Título: 'SE FOSSEM SÓ CIDADÃOS, O GOVERNO JÁ TERIA AGIDO'
Autor: Janaína Figueiredo
Fonte: O Globo, 30/04/2005, O País, p. 13

Dirceu: governo negocia em reserva porque 'envolve índios'

MONTEVIDÉU E BRASÍLIA. O chefe da Casa Civil, José Dirceu, afirmou ontem que o governo Lula não cederá em sua decisão de demarcar a reserva Raposa Serra do Sol, em Roraima, em terras contínuas, e garantiu que a lei será cumprida. Ele disse que é inadmissível a existência de reféns e afirmou que o governo só está negociando porque o caso "envolve índios".

- Se fossem só cidadãos o governo já teria agido - disse. -- Fazer reféns? Não podemos aceitar isso no Brasil. Vai ter uma solução pacífica, com certeza .

Ontem, um grupo de macuxis chefiado pelo presidente da Sociedade de Defesa dos Índios Unidos de Roraima (Sodiur), José Novaes, foi levado num helicóptero do Exército na tarde de ontem para a aldeia Flechal, onde quatro policiais federais estão sendo mantidos reféns há oito dias.

Governo promete investir R$58 milhões em reserva

Segundo o superintendente da Polícia Federal, Francisco Mallman, os líderes da Sodiur prometeram pedir aos chefes da aldeia Flechal para soltar os policiais e reabrir as negociações sobre as medidas complementares à demarcação da reserva.

Os índios da Sodiur fizeram o primeiro recuo desde o início da crise, um dia depois do vazamento das informações sobre a Operação José do Egito, que a PF está planejando para resgatar, com o apoio do Exército, os policiais seqüestrados.

O governo federal pede que os índios soltem os policiais e suspendam os atos de sabotagem contra a homologação da reserva em terras contínuas. Em troca, promete investir mais de R$58 milhões em projetos de agropecuária dentro da reserva.

- Acho que de hoje (ontem) até amanhã eles vão soltar os policiais - disse Mallman.
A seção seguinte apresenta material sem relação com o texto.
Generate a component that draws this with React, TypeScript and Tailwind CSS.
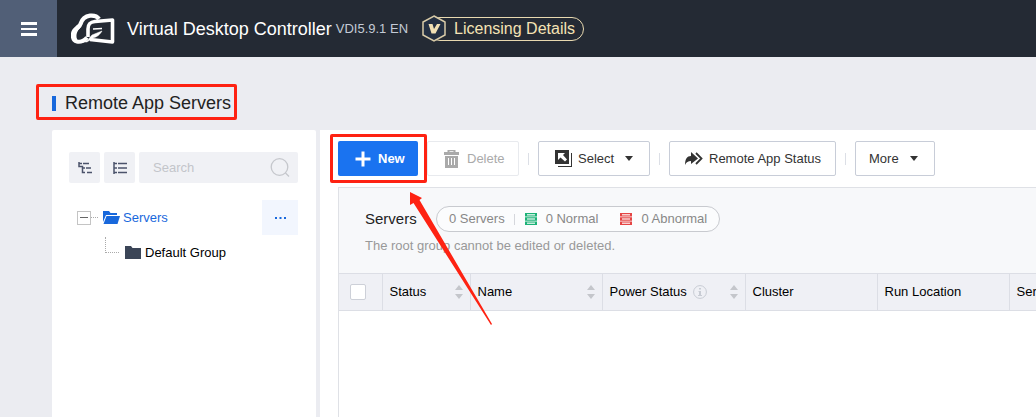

Ontem, cerca de 200 índios de diferentes etnias, de várias partes do país, fizeram uma pajelança na Praça dos Três Poderes. O ato encerrou uma semana de protestos em Brasília para reivindicar a demarcação de 14 terras indígenas e a criação de um conselho nacional para coordenar a política indigenista.
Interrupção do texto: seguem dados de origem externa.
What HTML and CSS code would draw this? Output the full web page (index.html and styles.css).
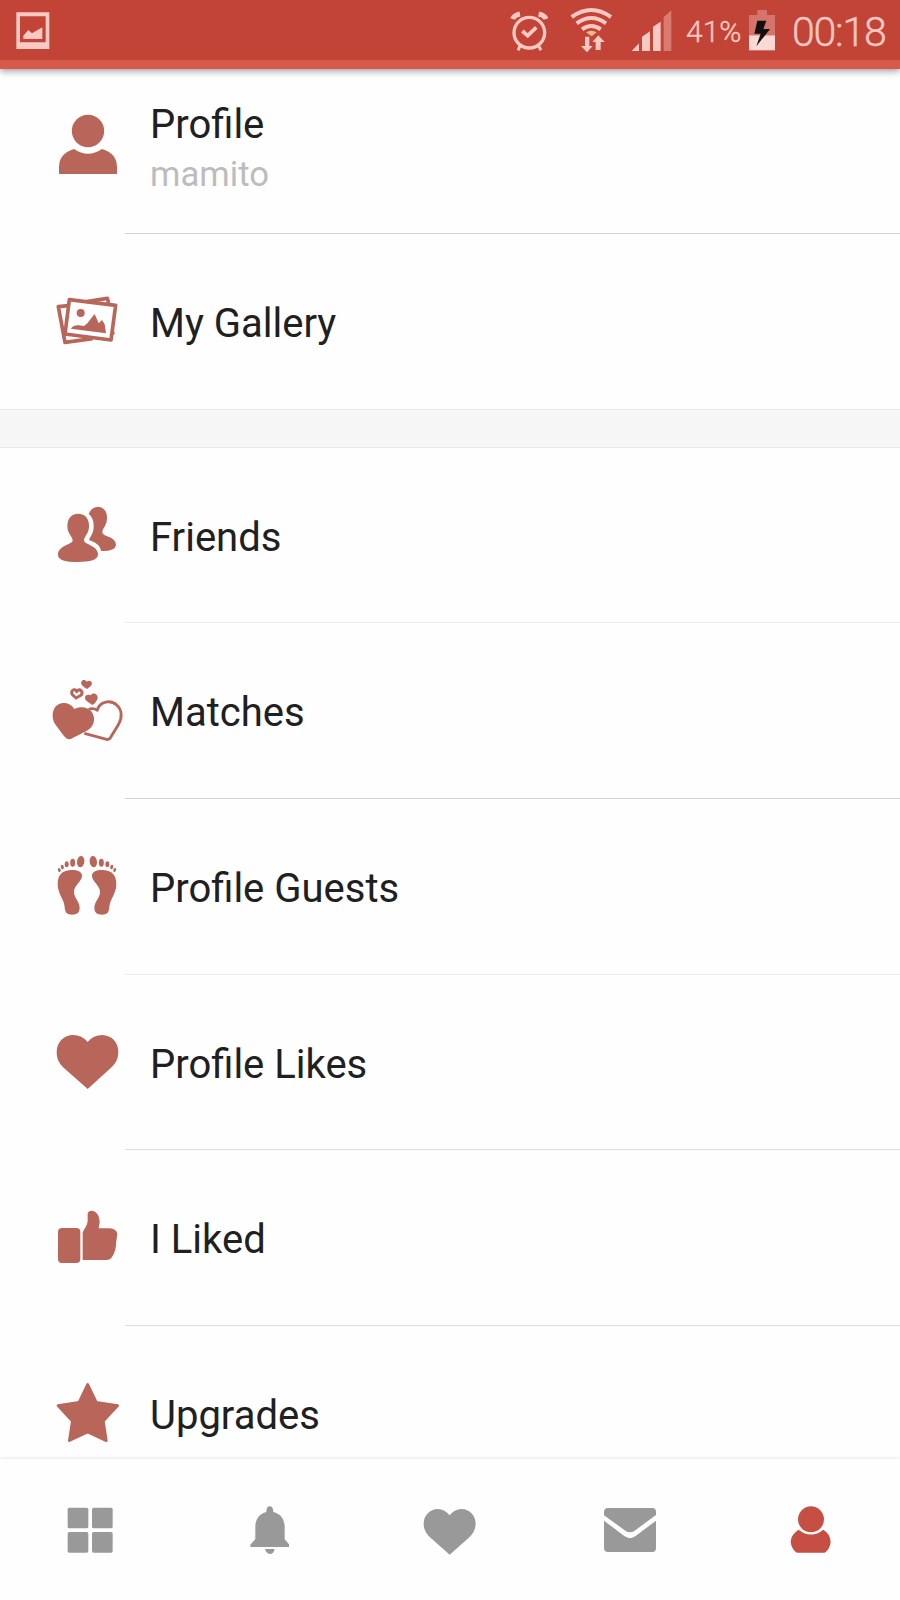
FILE: index.html
```
<!DOCTYPE html>
<html lang="en">
<head>
<meta charset="utf-8">
<title>Profile</title>
<link rel="stylesheet" href="styles.css">
</head>
<body>
<div class="screen">
  <header class="status">
    <svg class="shot" width="34" height="60" viewBox="47 0 102 180"><path fill-rule="evenodd" d="M48 37H147V147H48ZM59 49V127H136V49Z"/><path d="M69 117V107L84 90L95 100L126 82V117Z"/></svg>
    <svg class="alarm" width="40" height="60" viewBox="60 0 120 180"><g fill="none" stroke="#fbc9c3"><circle cx="118" cy="98" r="46" stroke-width="10"/><path d="M97 93L113 107L139 82" stroke-width="11"/><path d="M68 57Q72 46 90 42M146 42Q164 46 168 57" stroke-width="15"/><path d="M90 138L84 151M146 138L153 151" stroke-width="9"/></g></svg>
    <svg class="wifi" width="42" height="60" viewBox="240 0 126 180"><g fill="none" stroke="#fbc9c3" stroke-width="12"><path d="M245 51Q304 9 363 51M260 70Q304 38 348 70M276 88Q304 68 332 88"/></g><path fill="#f9b98c" d="M288 97Q304 87 320 97L305 109Z"/><path d="M285 110H298V138H308L291 157L273 138H285ZM325 106L344 126H332V150H317V126H307Z"/></svg>
    <svg class="signal" width="41" height="60" viewBox="423 0 123 180"><path d="M425 153L447 130V153ZM456 153V110L480 94V153ZM489 153V80L512 65V153Z"/><path fill="#d97b71" d="M521 153V52L544 31V153Z"/></svg>
    <span class="percent">41%</span>
    <svg class="battery" width="26" height="60" viewBox="777 0 78 180"><path fill="#d6736a" d="M802 30H831V45H855V106H777V45H802Z"/><path fill="#fbd9d5" d="M777 106H855V151H777Z"/><path fill="#111" d="M802 62H829L820 87H840L799 139L812 101H793Z"/></svg>
    <span class="clock">00:18</span>
  </header>

  <main class="list">
    <a class="row profile">
      <svg class="icon" viewBox="144 315 240 240"><circle cx="264" cy="393" r="48.500"/><path d="M177 522V500Q178 460 222 447Q264 476 306 447Q350 460 351 500V522Z"/></svg>
      <span class="text"><span class="label">Profile</span><span class="sub">mamito</span></span>
    </a>
    <a class="row">
      <svg class="icon" viewBox="24 3 240 240"><g fill="none" stroke="#b9665a" stroke-width="11" stroke-linejoin="round"><path d="M88 59L227 76L213 180L75 162Z"/><path d="M85 77L55 80L75 187L158 176M140 65L202 55L206 69"/></g><path d="M218 146L225 160L217 168Z"/><circle cx="122" cy="99" r="12"/><path d="M92 146Q101 134 117 136L132 138Q144 130 150 119L164 102L176 130L186 120L194 133L198 160Z"/></svg>
      <span class="label">My Gallery</span>
    </a>
    <div class="gap"></div>
    <a class="row light">
      <svg class="icon" viewBox="24 15 240 240"><path d="M114 71C136 71 148 87 147 109C147 130 134 139 132 150C130 164 174 165 174 193C174 210 151 216 114 216C77 216 54 211 54 194C54 166 99 164 98 151C97 140 82 130 82 108C82 86 94 71 114 71Z"/><path d="M146 71Q155 51 173 50C192 51 202 65 201 86C200 107 187 115 187 126C187 141 228 138 228 165Q226 184 183 183C181 166 166 157 148 151C145 144 162 134 161 107Q161 84 146 71Z"/></svg>
      <span class="label">Friends</span>
    </a>
    <a class="row">
      <svg class="icon" viewBox="24 15 240 240"><path d="M87 223Q80 223 70 211L49 182C38 170 35 150 41 135C50 110 87 106 103 132C122 122 144 126 155 140C168 160 162 180 149 191C138 200 118 208 102 217Q94 223 87 223Z"/><path fill="none" stroke="#b9665a" stroke-width="8.500" stroke-linejoin="round" d="M146 133Q160 128 172 136C178 107 213 104 230 120C246 134 248 157 235 179L212 217Q208 225 200 223L133 205"/><path d="M141 72Q132 68 125 59C119 47 134 40 140 50C151 42 161 54 153 62ZM157 120L141 109C128 99 138 85 152 91C158 80 174 86 173 99Q170 113 157 120Z"/><path fill="none" stroke="#b9665a" stroke-width="9" d="M108 99L97 89C91 77 103 68 110 79C120 69 130 80 124 90Z"/></svg>
      <span class="label">Matches</span>
    </a>
    <a class="row light">
      <svg class="icon" viewBox="24 18 240 240"><g id="foot"><path d="M92 90C114 88 127 96 126 109C125 125 101 137 102 157C103 176 119 184 119 205C118 219 111 224 96 224C79 224 75 216 74 202C73 179 54 164 53 133C53 105 66 92 92 90Z"/><ellipse cx="122" cy="65" rx="11" ry="17" transform="rotate(8 122 65)"/><ellipse cx="98" cy="68" rx="7.500" ry="12"/><ellipse cx="80" cy="73" rx="6" ry="9"/><ellipse cx="67" cy="81" rx="4.500" ry="7" transform="rotate(-15 67 81)"/><ellipse cx="58" cy="90" rx="4" ry="6" transform="rotate(-20 58 90)"/></g><use href="#foot" transform="translate(282 0) scale(-1 1)"/></svg>
      <span class="label">Profile Guests</span>
    </a>
    <a class="row mid short">
      <svg class="icon" viewBox="24 21 240 240"><path d="M143 222L71 158C55 143 50 128 50 110C51 80 73 60 99 60Q126 60 143 81Q160 60 187 60C214 61 235 81 235 110C235 129 228 145 213 158Z"/></svg>
      <span class="label">Profile Likes</span>
    </a>
    <a class="row mid">
      <svg class="icon" viewBox="24 6 240 240"><rect x="54" y="99" width="67" height="105" rx="12"/><path d="M128 195V114C132 101 143 92 143 76V54Q147 46 156 47C171 49 179 64 179 82L176 100H209Q230 102 232 117L229 138Q228 170 216 186Q211 195 199 195Z"/></svg>
      <span class="label">I Liked</span>
    </a>
    <a class="row last">
      <svg class="icon" viewBox="24 9 240 240"><path stroke="#b9665a" stroke-width="8" stroke-linejoin="round" d="M143 43L169 97L233 107L190 153L199 212L143 186L88 212L97 153L54 107L117 97Z"/></svg>
      <span class="label">Upgrades</span>
    </a>
  </main>

  <nav class="tabs">
    <svg class="tab" viewBox="30 120 240 240"><rect x="83" y="173" width="62" height="62" rx="5"/><rect x="156" y="173" width="62" height="62" rx="5"/><rect x="83" y="246" width="62" height="62" rx="5"/><rect x="156" y="246" width="62" height="62" rx="5"/></svg>
    <svg class="tab" viewBox="570 120 240 240"><path d="M679 186Q679 169 689 169Q700 169 700 186C722 191 734 209 734 230V268L747 283V291H631V284L646 268V230C646 209 658 191 679 186ZM675 297H704Q701 312 690 312Q678 311 675 297Z"/></svg>
    <svg class="tab" viewBox="1110 120 240 240"><path d="M1229 314L1170 262C1156 248 1151 236 1151 220C1152 195 1170 178 1193 177Q1215 178 1229 196Q1242 178 1265 177C1289 178 1306 195 1307 220C1307 236 1301 249 1289 261Z"/></svg>
    <svg class="tab" viewBox="390 120 240 240"><path d="M432 196V186Q432 174 444 174H577Q588 174 588 186V195L524 242Q510 252 496 242ZM432 212L493 258Q510 271 527 258L588 212V294Q588 306 577 306H444Q432 306 432 294Z"/></svg>
    <svg class="tab active" viewBox="930 120 240 240"><circle cx="1053" cy="208" r="39"/><path d="M1016 239Q1053 268 1090 239Q1110 251 1112 275Q1110 298 1094 308H1011Q994 298 992 275Q993 253 1016 239Z"/></svg>
  </nav>
</div>
</body>
</html>
```
FILE: styles.css
```
* { box-sizing: border-box; }

body {
  margin: 0;
  background: #fefefe;
  color: #202020;
  font-family: Roboto, "Liberation Sans", sans-serif;
}

.screen {
  display: flex;
  flex-direction: column;
  width: 900px;
  height: 1600px;
  overflow: hidden;
}

.status {
  display: flex;
  flex: none;
  height: 69px;
  padding-left: 15.67px;
  background: #c14436;
  border-bottom: 9px solid #d65a4a;
  box-shadow: 0 2px 7px rgba(0, 0, 0, 0.4);
  color: #fbc9c3;
  fill: #fbc9c3;
  font-weight: 300;
  -webkit-text-stroke: 0.4px #fbc9c3;
  white-space: nowrap;
  z-index: 1;
}

.status svg { flex: none; }
.alarm { margin-left: 460.33px; }
.wifi { margin-left: 20px; }
.signal { margin-left: 19px; }

.percent {
  width: 63px;
  margin-left: 14px;
  font-size: 30px;
  line-height: 63px;
}

.clock {
  margin-left: 17px;
  font-size: 41px;
  letter-spacing: -1.2px;
  line-height: 65px;
}

.list {
  flex: 1;
  min-height: 0;
  overflow: hidden;
}

.row {
  display: flex;
  align-items: flex-start;
  height: 176px;
  padding: 47px 0 0 48px;
  background: linear-gradient(#d4d4d4, #d4d4d4) 125px 100% / 100% 1px no-repeat;
}

.row.light { background-image: linear-gradient(#ececec, #ececec); }
.row.mid { background-image: linear-gradient(#dedede, #dedede); }
.row.short { height: 175px; }
.row.last { background: none; }
.row.profile { height: 165px; padding-top: 36px; }
.row.profile + .row { height: 175px; background: none; }
.gap + .row { height: 175px; }

.icon {
  flex: none;
  width: 80px;
  height: 80px;
  margin-right: 22px;
  fill: #b9665a;
}

.text { display: flex; flex-direction: column; }

.label {
  padding-top: 19px;
  font-size: 40px;
  line-height: 47px;
}

.profile .label { padding-top: 0; margin-top: -4px; }

.sub {
  margin-top: 6px;
  color: #bcbcbc;
  font-size: 34.7px;
  line-height: 41px;
}

.gap {
  height: 39px;
  background: #f6f6f6;
  border: solid #e8e8e8;
  border-width: 1px 0;
}

.tabs {
  display: flex;
  flex: none;
  justify-content: space-around;
  height: 141px;
  padding-top: 31px;
  background: #fefefe;
  box-shadow: 0 0 5px rgba(0, 0, 0, 0.13);
  z-index: 1;
}

.tab { width: 80px; height: 80px; fill: #999; }
.tab.active { fill: #c44f42; }
```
Carregando chocalhos, lanças, arcos e flechas, eles foram até a frente do Supremo Tribunal Federal, onde dançaram, cantaram e rezaram. Debaixo da escultura que representa a Justiça, queimaram e alvejaram com flechas e lanças um boneco que representava o senador Mozarildo Cavalcanti (PTB-RR), acusado pelos índios de "inimigo número um da causa indígena". O senador é autor de propostas em tramitação no Congresso que prevêem que demarcações de terras indígenas teriam que passar pelo crivo do Senado. Hoje, as demarcações dependem apenas do Poder Executivo.